Headed the opposite direction was Rickie Fowler, who missed the cut for the fourth time since golf returned in June. Fowler hit two shots in the water on the par-5 16th and made a triple-bogey 8. On the next hole, he hit his tee shot in the water on the par 3 and made double bogey. He shot 74.

Francesco Molinari, in his first competition since golf shut down in March, returned with rounds of 70-68. In Las Vegas, on this course, that meant missing the cut.

The cut was at 7-under 135. It was the lowest score to par to make the cut on the PGA Tour since 1970

Among the victims were PGA champion Collin Morikawa, who didn’t miss a cut in his first 23 PGA Tour events as a pro. He now has missed three in his last nine starts, though that stretch includes winning a major.

LPGA

Sei Young Kim birdied five of the final six holes as darkness fell at Aronimink for a 5-under 65 and the second-round lead in the KPMG Women’s PGA Championship.

The 27-year-old South Korean closed with a 6-under 29 on the front nine. She dropped early strokes on Nos. 11 and 12 and made her lone first-nine birdie on the par-5 16th.

Kim had a 4-under 136 total at rugged 6,437-yard Aronimink. She tied Karrie Webb (2001) and Sarah Kemp (2011) for the lowest nine-hole score in the Women’s PGA Championship.

“The birdie on 14 was pretty good because it was a long birdie putt, and that’s when I started the four-birdie streak,” Kim said. “So I think that really helped me with momentum and finishing strong.”

A 10-time LPGA Tour winner, Kim is looking for her first major victory.
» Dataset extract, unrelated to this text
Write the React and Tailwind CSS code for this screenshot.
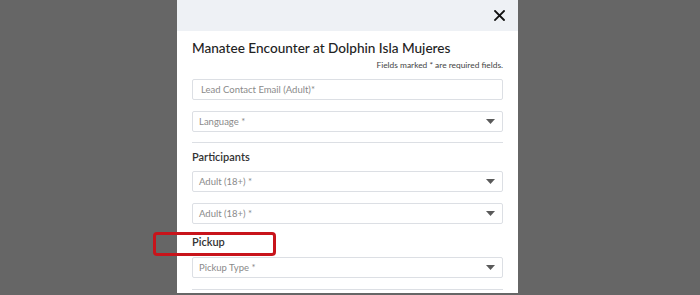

She was runner-up at the 2015 KPMG Women’s PGA Championship and tied for second at the Evian Championship in 2018.

The last four winners of the tournament either led or co-led after 36 holes.

Jennifer Kupcho (65), Danielle Kang (69), Carlota Ciganda (69) and Anna Nordqvist (68) were a stroke back.

European Tour

Matt Fitzpatrick was 9 under through 17 holes and enjoying one of the great rounds on Wentworth’s storied West Course at the BMW PGA Championship when he sent his approach at No. 8 left. The ball went into the trees, rebounded out, and dropped into the water.

He wound up with a double-bogey 6 for a 7-under 65, leaving him tied for the lead with Shane Lowry (65) at 12-under overall at the European Tour’s signature event.

Fitzpatrick would do well focusing on the many good parts of his round, not least the stretch of shots he picked up at the start of his second nine. After making a long putt for birdie at No. 2, he splashed out of a greenside bunker and into the hole for birdie at No. 3, then chipped in from the fringe with a 60-degree wedge for eagle at No. 4.

He had seven birdies and an eagle in all, the late double-bogey being the only blot on his card.

“Everything went my way,” the 20th-ranked Fitzpatrick said, “bar the last hole.”

Lowry, the British Open champion, managed to avoid trouble all the way through his round, making seven birdies and not dropping a shot to follow up an opening 67.

Since 2011, no player has more rounds of 67 or lower at Wentworth than Lowry.

The co-leaders, who went out in the morning and enjoyed the best conditions of the day, were a stroke clear of Tyrrell Hatton, who recovered from a bogey at No. 1 to shoot six birdies and a 67.

Hatton was one of three players tied for the lead after the first round.

French player Victor Perez was two shots further back, at 9 under overall, after a 66.